Although an official date for the pageant has not been announced, Howard said they have decided on the month of April. She added that the standard of the pageant will be high by then.
“In that time we’re planning on getting more people to be a part of the pageant, as in more participants and it gives us more time to raise money to invite more people to the pageant,” Howard said.
Howard said all is not lost as BSU members and Black Excellence Pageant committee members are working to produce a better production.
“We kind of saw ahead that we were expecting some bad weather and there was a possibility the event would get postponed, so we had a backup plan. This gives us the opportunity to tighten up loose ends that we weren’t ready with,” she said.

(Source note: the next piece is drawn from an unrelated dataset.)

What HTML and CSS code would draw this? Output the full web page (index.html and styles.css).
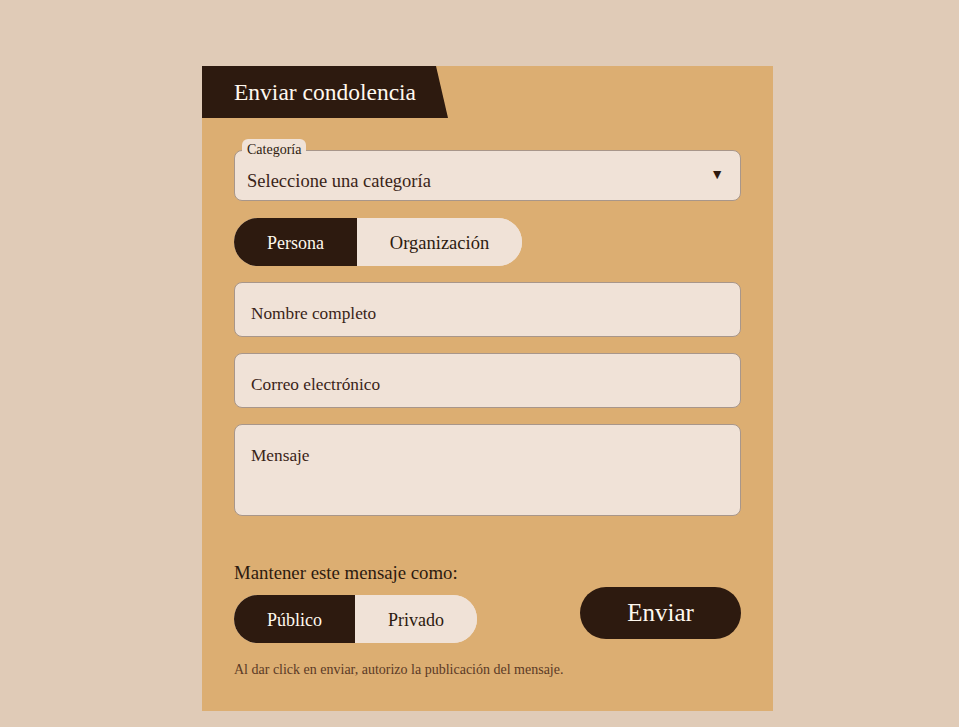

The four contestants for the Mr. and Ms. Black Excellence Pageant are: Latoya Fondren, mass communication junior; Jamilah Kangudja, exercise physiology sophomore; Simon Green, sports and leisure studies junior; and Charles Quaye, dental hygiene sophomore.

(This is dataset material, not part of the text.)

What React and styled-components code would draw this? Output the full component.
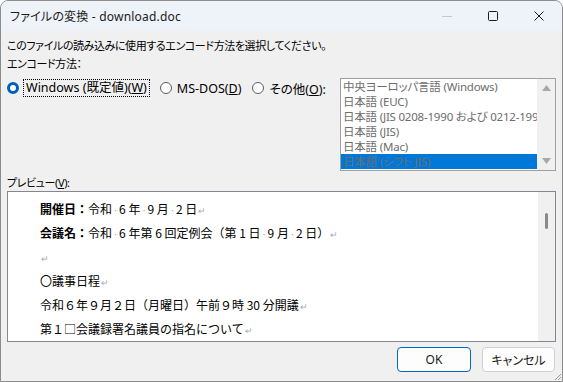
import styled, { createGlobalStyle } from "styled-components";

const GlobalStyle = createGlobalStyle`
    body {
        margin: 0;
        background: #ffffff;
    }
    * {
        box-sizing: border-box;
    }
`;

const uiFont = `"Noto Sans", "Noto Sans CJK JP", sans-serif`;

const encodings = [
    "中央ヨーロッパ言語 (Windows)",
    "日本語 (EUC)",
    "日本語 (JIS 0208-1990 および 0212-1990)",
    "日本語 (JIS)",
    "日本語 (Mac)",
    "日本語 (シフト JIS)",
];

function Dot() {
    return <SpaceMark>·</SpaceMark>;
}

function Ret() {
    return <ReturnMark>↵</ReturnMark>;
}

export default function App() {
    return (
        <Window>
            <GlobalStyle />
            <TitleBar>
                <Title>ファイルの変換 - download.doc</Title>
                <Controls>
                    <Control>
                        <svg width="10" height="10" viewBox="0 0 10 10">
                            <line x1="0" y1="5.5" x2="10" y2="5.5" stroke="#c4c6ca" strokeWidth="1" />
                        </svg>
                    </Control>
                    <Control>
                        <svg width="10" height="10" viewBox="0 0 10 10">
                            <rect x="0.5" y="0.5" width="9" height="9" rx="1" fill="none" stroke="#1b1b1b" strokeWidth="1" />
                        </svg>
                    </Control>
                    <Control>
                        <svg width="10" height="10" viewBox="0 0 10 10">
                            <path d="M0.5 0.5 L9.5 9.5 M9.5 0.5 L0.5 9.5" stroke="#1b1b1b" strokeWidth="1" />
                        </svg>
                    </Control>
                </Controls>
            </TitleBar>

            <Body>
                <Line>このファイルの読み込みに使用するエンコード方法を選択してください。</Line>
                <Line $gap={2}>エンコード方法：</Line>

                <EncodingRow>
                    <Radios>
                        <Radio>
                            <RadioDot $checked />
                            <FocusBox>Windows (既定値)(<u>W</u>)</FocusBox>
                        </Radio>
                        <Radio>
                            <RadioDot />
                            <span>MS-DOS(<u>D</u>)</span>
                        </Radio>
                        <Radio>
                            <RadioDot />
                            <span>その他(<u>O</u>):</span>
                        </Radio>
                    </Radios>

                    <ListBox>
                        <Items>
                            {encodings.map((name, i) => (
                                <Item key={name} $selected={i === encodings.length - 1}>{name}</Item>
                            ))}
                        </Items>
                        <ListScroll>
                            <svg width="9" height="6" viewBox="0 0 9 6"><path d="M0 6 L4.5 0 L9 6 Z" fill="#a8a8a8" /></svg>
                            <svg width="9" height="6" viewBox="0 0 9 6"><path d="M0 0 L4.5 6 L9 0 Z" fill="#a8a8a8" /></svg>
                        </ListScroll>
                    </ListBox>
                </EncodingRow>

                <Line $gap={4}>プレビュー(<u>V</u>):</Line>

                <Preview>
                    <Doc>
                        <DocLine><b>開催日：</b>令和<Dot />6 年<Dot />9 月<Dot />2 日<Ret /></DocLine>
                        <DocLine><b>会議名：</b>令和<Dot />6 年第 6 回定例会（第 1 日<Dot />9 月<Dot />2 日）<Ret /></DocLine>
                        <DocLine><Ret /></DocLine>
                        <DocLine>〇議事日程<Ret /></DocLine>
                        <DocLine>令和６年９月２日（月曜日）午前９時 30 分開議<Ret /></DocLine>
                        <DocLine>第１□会議録署名議員の指名について<Ret /></DocLine>
                    </Doc>
                    <PreviewScroll>
                        <Thumb />
                    </PreviewScroll>
                </Preview>

                <Buttons>
                    <Button $primary>OK</Button>
                    <Button>キャンセル</Button>
                </Buttons>
            </Body>

            <Grip width="10" height="10" viewBox="0 0 10 10">
                <path d="M9 3 L3 9 M9 6 L6 9" stroke="#9a9a9a" strokeWidth="1" />
            </Grip>
        </Window>
    );
}

const Window = styled.div`
    position: relative;
    width: 563px;
    height: 382px;
    display: flex;
    flex-direction: column;
    border: 1px solid #8c8c8c;
    border-radius: 8px 8px 0 0;
    overflow: hidden;
    background-color: #f0f0f0;
    font-family: ${uiFont};
    font-size: 12px;
    color: #000000;
`;

const TitleBar = styled.header`
    height: 30px;
    display: flex;
    align-items: center;
    justify-content: space-between;
    padding-left: 9px;
    background-color: #eef2f9;
`;

const Title = styled.span`
    font-size: 12px;
    color: #1b1b1b;
    letter-spacing: 0.2px;
    font-feature-settings: "palt";
`;

const Controls = styled.div`
    display: flex;
    height: 100%;
`;

const Control = styled.div`
    width: 46px;
    height: 100%;
    display: flex;
    align-items: center;
    justify-content: center;
`;

const Body = styled.main`
    flex: 1;
    display: flex;
    flex-direction: column;
    padding: 7px 6px 0 6px;
`;

const Line = styled.div`
    height: 16px;
    line-height: 16px;
    margin-top: ${(p) => p.$gap || 0}px;
    font-size: 11px;
    font-feature-settings: "palt";
    letter-spacing: -0.4px;
    white-space: nowrap;
`;

const EncodingRow = styled.div`
    display: flex;
    justify-content: space-between;
    align-items: flex-start;
    margin-top: 6px;
`;

const Radios = styled.div`
    display: flex;
    align-items: center;
    gap: 11px;
    margin-top: 1px;
`;

const Radio = styled.label`
    display: flex;
    align-items: center;
    gap: 5px;
    height: 18px;
    white-space: nowrap;
    font-size: 12.5px;
    font-feature-settings: "palt";
`;

const RadioDot = styled.span`
    width: 12px;
    height: 12px;
    border-radius: 50%;
    border: ${(p) => (p.$checked ? "3.5px solid #005fb8" : "1px solid #5b5b5b")};
    background-color: #ffffff;
`;

const FocusBox = styled.span`
    padding: 0 2px;
    line-height: 16px;
    outline: 1px dotted #000000;
`;

const ListBox = styled.div`
    width: 216px;
    height: 93px;
    display: flex;
    border: 1px solid #a0a0a0;
    background-color: #ffffff;
`;

const Items = styled.ul`
    flex: 1;
    min-width: 0;
    margin: 0;
    padding: 0;
    list-style: none;
    overflow: hidden;
`;

const Item = styled.li`
    height: 15px;
    line-height: 15px;
    padding-left: 2px;
    font-size: 11.5px;
    letter-spacing: -0.2px;
    font-feature-settings: "palt";
    white-space: nowrap;
    overflow: hidden;
    color: #6d6d6d;
    background-color: ${(p) => (p.$selected ? "#0078d7" : "transparent")};
`;

const ListScroll = styled.div`
    width: 18px;
    display: flex;
    flex-direction: column;
    align-items: center;
    justify-content: space-between;
    padding: 6px 0;
    background-color: #f0f0f0;
`;

const Preview = styled.div`
    height: 151px;
    display: flex;
    border: 1px solid #828790;
    background-color: #ffffff;
`;

const Doc = styled.div`
    flex: 1;
    padding: 5px 0 0 32px;
    font-family: "Noto Sans CJK JP", sans-serif;
    font-size: 12px;
    overflow: hidden;
`;

const DocLine = styled.div`
    height: 24px;
    line-height: 24px;
    white-space: nowrap;
    b {
        font-weight: 600;
    }
`;

const SpaceMark = styled.span`
    color: #9a9a9a;
    font-size: 9px;
    padding: 0 1px;
`;

const ReturnMark = styled.span`
    color: #a7a9b5;
    font-size: 9px;
    margin-left: 1px;
`;

const PreviewScroll = styled.div`
    width: 17px;
    padding-top: 21px;
    display: flex;
    justify-content: center;
    background-color: #f0f0f0;
`;

const Thumb = styled.div`
    width: 3px;
    height: 16px;
    border-radius: 2px;
    background-color: #8a8a8a;
`;

const Buttons = styled.div`
    display: flex;
    justify-content: flex-end;
    gap: 11px;
    margin-top: 5px;
    padding-right: 1px;
`;

const Button = styled.button`
    width: ${(p) => (p.$primary ? 74 : 73)}px;
    height: 25px;
    font-family: ${uiFont};
    font-size: 12px;
    color: #1b1b1b;
    border: 1px solid ${(p) => (p.$primary ? "#0067c0" : "#d0d0d0")};
    border-radius: 4px;
    background-color: #fdfdfd;
    font-feature-settings: "palt";
`;

const Grip = styled.svg`
    position: absolute;
    right: 0;
    bottom: 0;
`;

They will compete in six segments: introduction, talent, night out, business attire, formal wear and question and answer.

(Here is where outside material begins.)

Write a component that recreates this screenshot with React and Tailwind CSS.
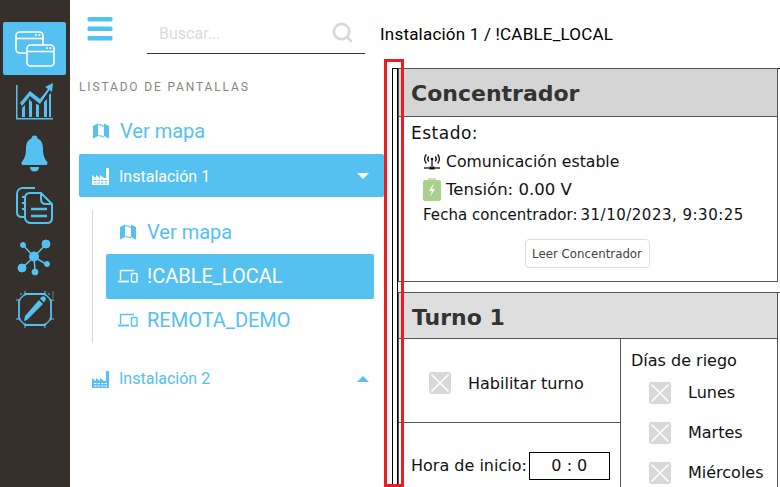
import React from 'react';
import { Search, X } from 'lucide-react';

const WindowsIcon = () => (
  <svg width="40" height="36" viewBox="0 0 40 36" fill="none" stroke="#fff" strokeWidth="1.6">
    <rect x="1" y="1" width="27" height="21" rx="3.5" fill="#55c1f1" />
    <path d="M1 7.5h27" />
    <path d="M20 4.2h1.8M23.5 4.2h1.8" strokeWidth="1.8" />
    <rect x="12" y="14" width="27" height="21" rx="3.5" fill="#55c1f1" />
    <path d="M12 20.5h27" />
    <path d="M31 17.2h1.8M34.5 17.2h1.8" strokeWidth="1.8" />
  </svg>
);

const ChartIcon = () => (
  <svg width="37" height="37" viewBox="0 0 37 37" fill="#55c1f1">
    <path d="M0 2h1.500v33H37v1.500H0z" />
    <path d="M6 34V25l3-3v12zM13 34V16l3 3v15zM20 34V21l3 1v12zM28 34V19l3-3v18zM33 34V12l2-2v24z" />
    <path d="M4 20l10-12 10 8 8-10-3-2 8-4-1 9-2.500-2L24 21 14 13 6 23z" />
  </svg>
);

const BellIcon = () => (
  <svg width="27" height="37" viewBox="0 0 27 37" fill="#55c1f1">
    <circle cx="13.500" cy="3.500" r="3" />
    <path d="M13.500 3C7 3 5 8 5 14c0 5-1 9-3.500 12C0 27.500 0 30 2.500 30h22c2.500 0 2.500-2.500 1-4C23 23 22 19 22 14c0-6-2-11-8.500-11z" />
    <path d="M9 32h9c0 3-2 4.500-4.500 4.500S9 35 9 32z" />
  </svg>
);

const DocsIcon = () => (
  <svg width="37" height="37" viewBox="0 0 37 37" fill="none" stroke="#55c1f1" strokeWidth="2">
    <path d="M19 1H7C3.500 1 1 3.500 1 7v18c0 3.500 2.500 5 5 5h3" />
    <path d="M9 10H6M9 16H6M9 22H6" />
    <path d="M14 6h11l11 11v14c0 3-2 5-5 5H15c-3 0-6-2-6-5V11c0-3 2-5 5-5z" />
    <path d="M25 6v6c0 3 2 5 5 5h6" />
    <path d="M15 22h16M15 29h16" strokeWidth="2.400" />
  </svg>
);

const NetworkIcon = () => (
  <svg width="35" height="37" viewBox="0 0 35 37" fill="#55c1f1" stroke="#55c1f1">
    <path d="M17 18L6 6M17 18L29 5M17 18L5 29M17 18l1 14M17 18l12 7" strokeWidth="1.500" />
    <circle cx="17" cy="17.500" r="4.500" />
    <circle cx="6" cy="6" r="2.500" />
    <circle cx="29" cy="5" r="4" />
    <circle cx="5" cy="29" r="4" />
    <circle cx="18" cy="33" r="3" />
    <circle cx="30" cy="25" r="2.500" />
  </svg>
);

const EditIcon = () => (
  <svg width="38" height="37" viewBox="0 0 38 37" fill="none" stroke="#55c1f1">
    <path d="M9 3h20M9 34h20M3 9v19M35 9v19" strokeWidth="1.800" />
    <path d="M9 3L3 9M29 3l6 6M9 34l-6-6M29 34l6-6" strokeWidth="1.200" />
    <path d="M9 0v5M6 3H4M29 0v5M32 3h2M0 9h5M33 9h5M0 28h5M33 28h5M9 32v5M29 32v5" strokeWidth="1" />
    <path d="M37 0v7" strokeWidth="0.800" stroke="#7d8a92" />
    <path d="M11 29l-3 1 1-5 14-16 4 4z" fill="#55c1f1" stroke="none" />
    <path d="M24 7.500l2-2c1-.5 2-.5 3 .5s1 2 .5 3L28 11.500z" fill="#55c1f1" stroke="none" />
  </svg>
);

const AntennaIcon = () => (
  <svg width="18" height="18" viewBox="0 0 18 18" fill="none" stroke="#111" strokeWidth="1.300">
    <circle cx="9" cy="6" r="1.300" fill="#111" stroke="none" />
    <path d="M9 7v6" />
    <path d="M5.700 3.500c-1.200 1.500-1.200 3.500 0 5M12.300 3.500c1.200 1.500 1.200 3.500 0 5" />
    <path d="M3.300 1.500c-2.300 3-2.300 6 0 9M14.700 1.500c2.300 3 2.300 6 0 9" />
    <path d="M1 15h16" />
    <path d="M6.500 16.500h5v-3h-5z" fill="#111" stroke="none" />
  </svg>
);

const BatteryIcon = () => (
  <svg width="18" height="23" viewBox="0 0 18 23">
    <rect x="5" y="0" width="8" height="2" fill="#cfe0bf" />
    <rect x="0" y="2" width="18" height="21" rx="2" fill="#a9d18e" />
    <path d="M11 5l-5 8h3l-2 6 5-8H9z" fill="#fff" />
  </svg>
);

const HamburgerIcon = () => (
  <svg width="26" height="24" viewBox="0 0 26 24" fill="#55c1f1">
    <rect x="0.500" y="0" width="25" height="4.500" rx="1.500" />
    <rect x="0.500" y="9.500" width="25" height="4.500" rx="1.500" />
    <rect x="0.500" y="19" width="25" height="4.500" rx="1.500" />
  </svg>
);

const MapIcon = () => (
  <svg width="16" height="16" viewBox="0 0 16 16" fill="#55c1f1">
    <path d="M0 3l5-2.500V13L0 15.500z" />
    <path d="M11 .500L16 3v12.500L11 13z" />
    <path d="M5 .500l6 2v1.500L5 2zM5 12l6 1v1.500l-6-1.500z" opacity="0.8" />
  </svg>
);

const FactoryIcon = ({ color, cut }) => (
  <svg width="18" height="18" viewBox="0 0 18 18">
    <path d="M0 18V8l4 3V8l4 3V8l4 3h2V1h3v17z" fill={color} />
    <path d="M2 13.500h13M2 16h13" stroke={cut} strokeWidth="1" strokeDasharray="2.500 1" />
  </svg>
);

const DeviceIcon = () => (
  <svg width="20" height="14" viewBox="0 0 20 14" fill="none" stroke="currentColor" strokeWidth="1.400">
    <path d="M2.500 11V1.500H16" />
    <path d="M0 12.500h11" strokeWidth="1.800" />
    <rect x="13.500" y="4.500" width="5.500" height="8.500" rx="0.800" />
  </svg>
);

const RailItem = ({ active, children }) => (
  <div className={`w-[63px] flex items-center justify-center rounded-[2px] ${active ? 'h-[53px] bg-[#55c1f1]' : 'h-[37px]'}`}>
    {children}
  </div>
);

const Crossed = () => (
  <span className="w-[22px] h-[22px] rounded-[3px] bg-[#d8d8d8] flex items-center justify-center shrink-0 overflow-hidden">
    <X size={32} color="#fff" strokeWidth={1.200} className="shrink-0" />
  </span>
);

const DayRow = ({ label }) => (
  <div className="flex items-center h-[40px] pl-[18px]">
    <Crossed />
    <span className="ml-[17px]">{label}</span>
  </div>
);

export default function App() {
  return (
    <div className="relative flex h-[487px] w-[780px] overflow-hidden bg-white font-['Roboto',sans-serif]">
      {/* Icon rail */}
      <div className="w-[70px] shrink-0 bg-[#35302b] flex flex-col pt-[22px] pl-[3px]">
        <RailItem active><WindowsIcon /></RailItem>
        <div className="mt-[8px] flex flex-col gap-[15px]">
          <RailItem><ChartIcon /></RailItem>
          <RailItem><BellIcon /></RailItem>
          <RailItem><DocsIcon /></RailItem>
          <RailItem><NetworkIcon /></RailItem>
          <RailItem><EditIcon /></RailItem>
        </div>
      </div>

      {/* Screen list */}
      <div className="w-[314px] shrink-0 flex flex-col">
        <div className="h-[54px] flex pl-[17px]">
          <div className="mt-[17px]"><HamburgerIcon /></div>
          <div className="ml-[34px] w-[218px] h-[54px] border-b border-[#333] flex items-center pt-[14px] pl-[12px] pr-[11px] justify-between">
            <span className="text-[16px] text-[#dcdcdc]">Buscar...</span>
            <Search size={23} color="#d8d8d8" strokeWidth={2.800} className="-mt-[3px]" />
          </div>
        </div>
        <div className="mt-[26px] pl-[9px] text-[12px] leading-[14px] tracking-[1.850px] text-[#8a8580]">LISTADO DE PANTALLAS</div>
        <div className="mt-[15px] h-[45px] pl-[23px] pb-[2px] flex items-center text-[#55c1f1] text-[20px]">
          <MapIcon />
          <span className="ml-[11px]">Ver mapa</span>
        </div>
        <div className="ml-[9px] h-[43px] bg-[#55c1f1] rounded-[2px] flex items-center pl-[13px] pr-[15px] text-white text-[16px]">
          <FactoryIcon color="#fff" cut="#55c1f1" />
          <span className="ml-[9px] pt-[2px]">Instalación 1</span>
          <span className="ml-auto w-0 h-0 border-x-[6px] border-x-transparent border-t-[6px] border-t-white" />
        </div>
        <div className="ml-[22px] mt-[13px] h-[133px] border-l border-[#d8d8d8] pl-[13px] pr-[10px]">
          <div className="h-[44px] pl-[14px] flex items-center text-[#55c1f1] text-[20px]">
            <MapIcon />
            <span className="ml-[11px]">Ver mapa</span>
          </div>
          <div className="h-[45px] bg-[#55c1f1] rounded-[2px] pl-[12px] pb-[2px] flex items-center text-white text-[20px]">
            <DeviceIcon />
            <span className="ml-[9px]">!CABLE_LOCAL</span>
          </div>
          <div className="h-[42px] pl-[12px] flex items-center text-[#55c1f1] text-[20px]">
            <DeviceIcon />
            <span className="ml-[9px]">REMOTA_DEMO</span>
          </div>
        </div>
        <div className="ml-[9px] mt-[14px] h-[43px] flex items-center pl-[13px] pr-[15px] text-[#55c1f1] text-[16px]">
          <FactoryIcon color="#55c1f1" cut="#fff" />
          <span className="ml-[9px]">Instalación 2</span>
          <span className="ml-auto w-0 h-0 border-x-[6px] border-x-transparent border-b-[6px] border-b-[#55c1f1]" />
        </div>
      </div>

      {/* Main content */}
      <div className="flex-1 min-w-0 flex flex-col font-['DejaVu_Sans',sans-serif] text-[#111]">
        <div className="h-[68px] shrink-0 -ml-[4px] pt-[25px] text-[17px] tracking-[0.2px] leading-[18px] whitespace-nowrap font-['Roboto',sans-serif] text-black">Instalación 1 / !CABLE_LOCAL</div>
        <div className="ml-[8px] flex-1 border-l border-t border-black pl-[4px]">
          <div className="border-l border-black h-full">
            <div className="w-[380px] h-[214px] -mt-px border border-[#555] flex flex-col">
              <div className="h-[48px] shrink-0 bg-[#d5d5d5] border-b border-[#555] flex items-center pl-[12px] pt-[2px] text-[22px] font-bold text-[#333]">Concentrador</div>
              <div className="pl-[12px] pt-[6px] text-[17px] tracking-[0.5px] leading-[20px]">Estado:</div>
              <div className="pl-[24px] pt-[9px] flex items-center gap-[5px] text-[15.700px] leading-[20px]"><AntennaIcon />Comunicación estable</div>
              <div className="pl-[24px] pt-[6px] flex items-center gap-[5px] text-[16.500px] leading-[23px]"><BatteryIcon />Tensión: 0.00 V</div>
              <div className="pl-[24px] pt-[4px] flex text-[15px] leading-[20px] whitespace-nowrap">
                <span className="tracking-[0.05px]">Fecha concentrador:</span>
                <span className="ml-[3px] tracking-[0.5px]">31/10/2023, 9:30:25</span>
              </div>
              <div className="flex justify-center pt-[14px] pr-[2px]">
                <button className="h-[29px] w-[125px] border border-[#ddd] rounded-[4px] pt-[3px] text-[11.800px] text-[#444] whitespace-nowrap">Leer Concentrador</button>
              </div>
            </div>
            <div className="mt-[10px] w-[383px] border-t border-[#555]">
              <div className="w-[380px] h-[46px] bg-[#dedede] border-b border-r border-l border-[#555] flex items-center pl-[13px] pt-[4px] text-[22px] font-bold text-[#333]">Turno 1</div>
              <div className="w-[380px] flex border-l border-r border-[#555] h-[150px]">
                <div className="w-[222px] shrink-0 border-r border-[#555]">
                  <div className="h-[84px] border-b border-[#555] flex items-center pl-[30px] pt-[4px] text-[16px]">
                    <Crossed />
                    <span className="ml-[17px] pt-[2px]">Habilitar turno</span>
                  </div>
                  <div className="pl-[12px] pt-[29px] flex items-center text-[16px]">
                    <span>Hora de inicio:</span>
                    <span className="ml-[2px] w-[81px] h-[28px] border border-black flex items-center justify-center text-[16px]">0 : 0</span>
                  </div>
                </div>
                <div className="flex-1 text-[16px] pt-[12px] pl-[10px]">
                  <div className="leading-[20px] mb-[2px]">Días de riego</div>
                  <DayRow label="Lunes" />
                  <DayRow label="Martes" />
                  <DayRow label="Miércoles" />
                </div>
              </div>
            </div>
          </div>
        </div>
      </div>

      {/* Red highlight over the page */}
      <div className="absolute left-[384px] top-[59px] w-[20px] h-[428px] border-[3px] border-[#ed1c24] pointer-events-none" />
    </div>
  );
}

The show will also feature a male component for its second staging, which Howard said will “draw more students to the pageant, as well as highlight the excellence of black men in society.”
She said she loves the enthusiasm displayed by the contestants and thinks the extra time to rehearse will help the show.
“At first, the postponement of the pageant was kind of disappointing because myself and the other contestants practiced so hard to present ourselves the day of the pageant,” Fondren, one of the Ms. Black Excellence contestants, said. “But now we’re receiving updates of our pageant date being moved to early April, which gives us more time to be able to practice.”
Fondren said on the bright side, it worked out for the better because everyone including the pageant staff are not scrambling around trying to balance courses and rehearsal nights at the same time.
The first-time pageant contender said she would be astounded if she captured the title of Ms. Black Excellence.
“My goal, if I were to win, would be to represent the Black Student Union here at this institution and be a leader for students here on campus of all cultural backgrounds, someone who can continue to put smiles on people’s faces and just be an example for others to always be yourself no matter what and you can do anything you put your mind to,” Fondren said. “We need more of that here on campus.”
Some of the students who planned to attend the pageant were upset that it was postponed, but understood the reasons why.
Karla Henry, management freshman, said, “I was looking forward to the event because I love pageantry and the idea of celebrating black beauty. I was disappointed when it got postponed, but I will save my ticket for April.”
Howard said the purpose of the Black Student Union is to promote activities of common interest, as well as cultural and educational benefits for the student body.
“We wanted to display the vibrancy of black culture, beauty and elegance as well as highlight the theme for Black History Month 2018: ‘African Americans in Times of War,’ and the pageant was designed to do just that,” Howard said.
Ticket prices remain at $5. Students who originally purchased tickets will be able to use them when the new date for the event is announced.